Premodifier order in English nominal phrases: A semantic account
The article starts from the description of premodification in English nominal phrases as structured in four zones, given in Quirk and colleagues (A Comprehensive Grammar of Contemporary English, Longman, 1985). The argument is that one explanation for the zones and the zone order is in premodifiers’ types of meaning (“semantic structure”), following the analysis of meaning types in Cruse (Meaning in Language: An Introduction to Semantics and Pragmatics, Oxford University Press, 2004). Semantic structure is distinguished from content; different senses of words can have the same core content but different semantic structures, and accordingly occur in different zones. It is assumed that syntax and other levels of language contribute to the full understanding of premodifier order, complementing this semantic explanation.

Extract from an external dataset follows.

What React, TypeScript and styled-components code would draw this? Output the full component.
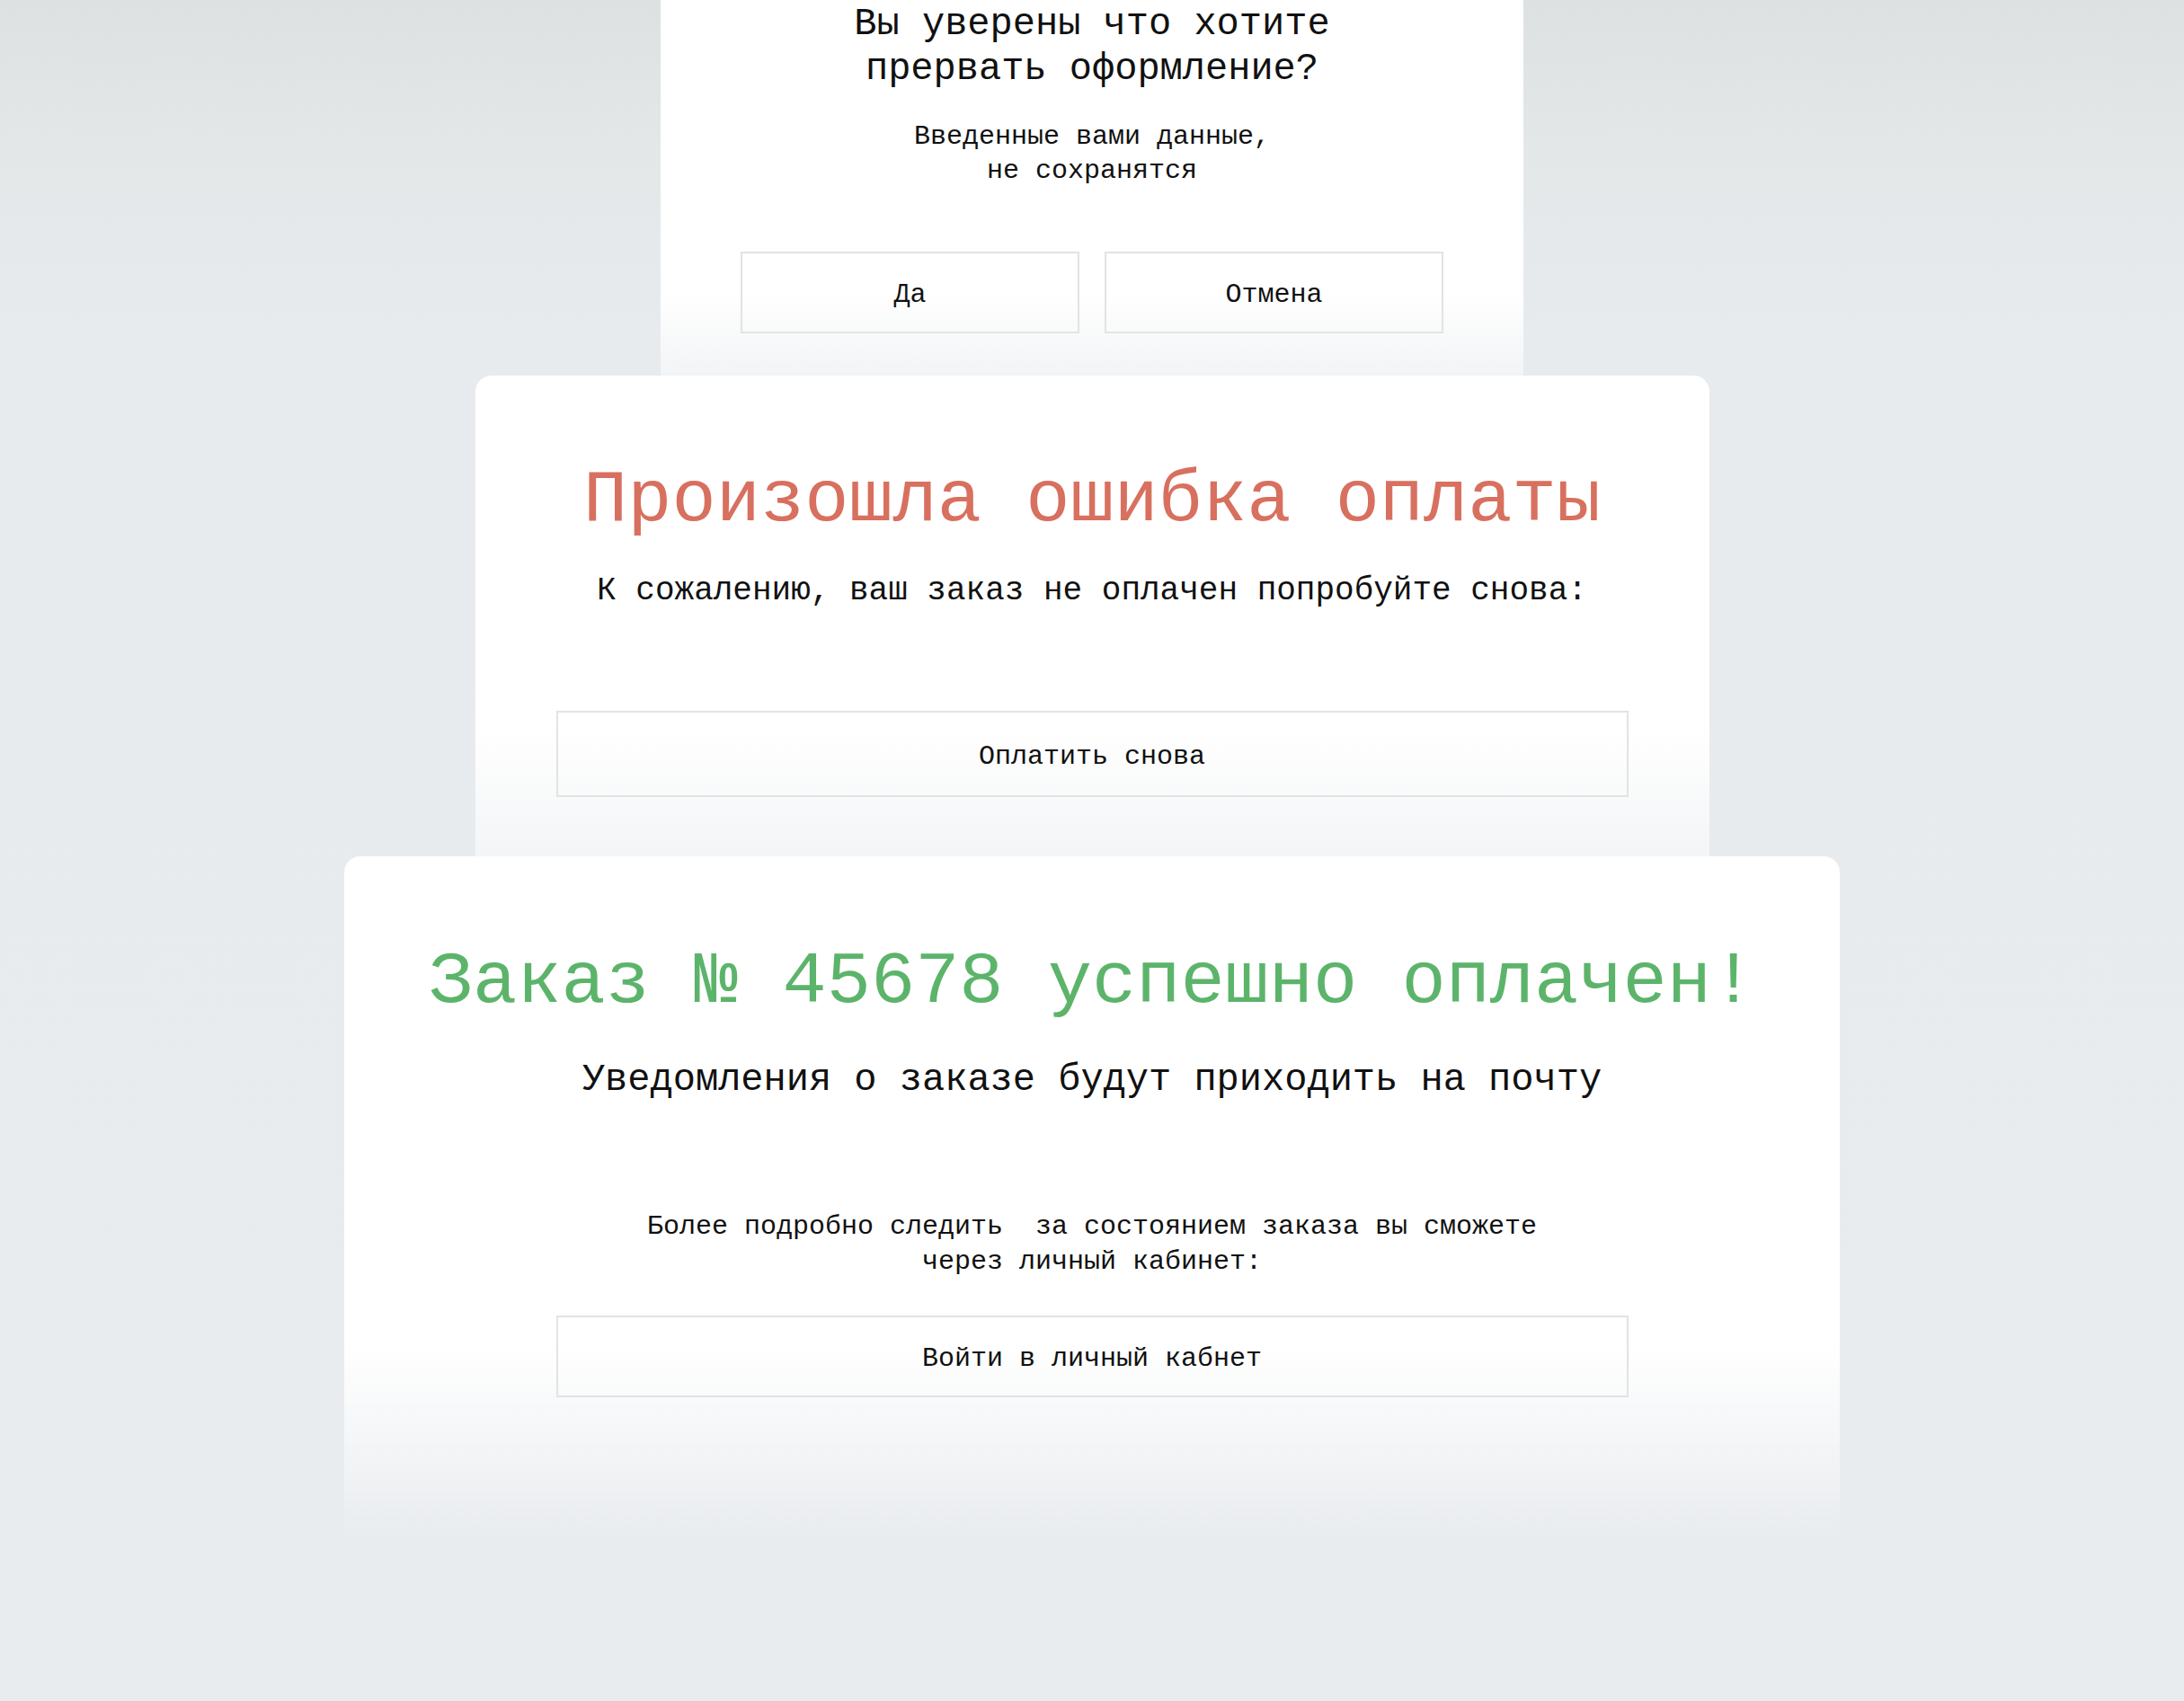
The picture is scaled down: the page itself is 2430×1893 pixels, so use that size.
import React from "react";
import styled, { createGlobalStyle } from "styled-components";

const GlobalStyle = createGlobalStyle`
  html, body {
    margin: 0;
    padding: 0;
  }

  body {
    min-height: 100vh;
    background: linear-gradient(
      180deg,
      #dde1e1 0px,
      #e3e7e8 160px,
      #e8ebee 380px,
      #e9ecef 100%
    );
    font-family: "Liberation Mono", "DejaVu Sans Mono", monospace;
    color: #111;
  }
`;

const Page = styled.main`
  display: flex;
  flex-direction: column;
  align-items: center;
  min-height: 1893px;
`;

const Card = styled.section<{
  $width: number;
  $height: number;
  $pad: number;
  $fade: string;
  $rounded?: boolean;
}>`
  box-sizing: border-box;
  display: flex;
  flex-direction: column;
  align-items: center;
  width: ${(p) => p.$width}px;
  height: ${(p) => p.$height}px;
  padding: ${(p) => p.$pad}px 0 0;
  border-radius: ${(p) => (p.$rounded ? "18px 18px 0 0" : "0")};
  background: ${(p) => p.$fade};
  text-align: center;
`;

const Question = styled.h2`
  margin: 0;
  font-size: 42px;
  line-height: 50px;
  font-weight: 400;
`;

const Title = styled.h1<{ $color: string }>`
  margin: 0;
  font-size: 82px;
  line-height: 98px;
  font-weight: 400;
  color: ${(p) => p.$color};
  white-space: nowrap;
`;

const Lead = styled.p<{ $size: number; $line: number; $top: number }>`
  margin: ${(p) => p.$top}px 0 0;
  font-size: ${(p) => p.$size}px;
  line-height: ${(p) => p.$line}px;
  white-space: nowrap;
`;

const ButtonRow = styled.div`
  display: flex;
  gap: 28px;
  margin-top: 71px;
`;

const Button = styled.button<{ $width: number; $height?: number; $top?: number }>`
  box-sizing: border-box;
  width: ${(p) => p.$width}px;
  height: ${(p) => p.$height ?? 91}px;
  margin-top: ${(p) => p.$top ?? 0}px;
  padding: 5px 0 0;
  border: 2px solid #e2e3e4;
  background: transparent;
  font-family: inherit;
  font-size: 30px;
  color: #111;
  cursor: pointer;
`;

export default function App() {
  return (
    <>
      <GlobalStyle />
      <Page>
        <Card
          $width={960}
          $height={418}
          $pad={2}
          $fade="linear-gradient(180deg, #fff 0, #fff calc(100% - 90px), rgba(255,255,255,0.45) 100%)"
        >
          <Question>
            Вы уверены что хотите
            <br />
            прервать оформление?
          </Question>
          <Lead $size={30} $line={38} $top={31}>
            Введенные вами данные,
            <br />
            не сохранятся
          </Lead>
          <ButtonRow>
            <Button $width={377}>Да</Button>
            <Button $width={377}>Отмена</Button>
          </ButtonRow>
        </Card>

        <Card
          $width={1373}
          $height={535}
          $pad={91}
          $rounded
          $fade="linear-gradient(180deg, #fff 0, #fff calc(100% - 140px), rgba(255,255,255,0.5) 100%)"
        >
          <Title $color="#d8705f">Произошла ошибка оплаты</Title>
          <Lead $size={36} $line={44} $top={29}>
            К сожалению, ваш заказ не оплачен попробуйте снова:
          </Lead>
          <Button $width={1193} $height={96} $top={111}>
            Оплатить снова
          </Button>
        </Card>

        <Card
          $width={1664}
          $height={760}
          $pad={92}
          $rounded
          $fade="linear-gradient(180deg, #fff 0, #fff 72%, rgba(255,255,255,0) 100%)"
        >
          <Title $color="#5cb46b">Заказ № 45678 успешно оплачен!</Title>
          <Lead $size={42} $line={50} $top={34}>
            Уведомления о заказе будут приходить на почту
          </Lead>
          <Lead $size={30} $line={39} $top={119}>
            Более подробно следить&nbsp; за состоянием заказа вы сможете
            <br />
            через личный кабинет:
          </Lead>
          <Button $width={1193} $top={40}>
            Войти в личный кабнет
          </Button>
        </Card>
      </Page>
    </>
  );
}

The introduction outlines the zone structure, and the semantic analysis to be used. Section 2 discusses the zone immediately before the head, arguing that words there have non-descriptive meaning (denoting entities); for example, percussion in “your actual tinny round percussion instrument”. Section 3 argues that words in the next zone have a concrete descriptive meaning; for example, round in the phrase just cited. Section 4 argues that words in the next zone have abstract, scalar descriptive meaning, or emotive meaning; for example, tinny. Section 5 argues that words in the first zone have purely grammatical meaning; for example, actual.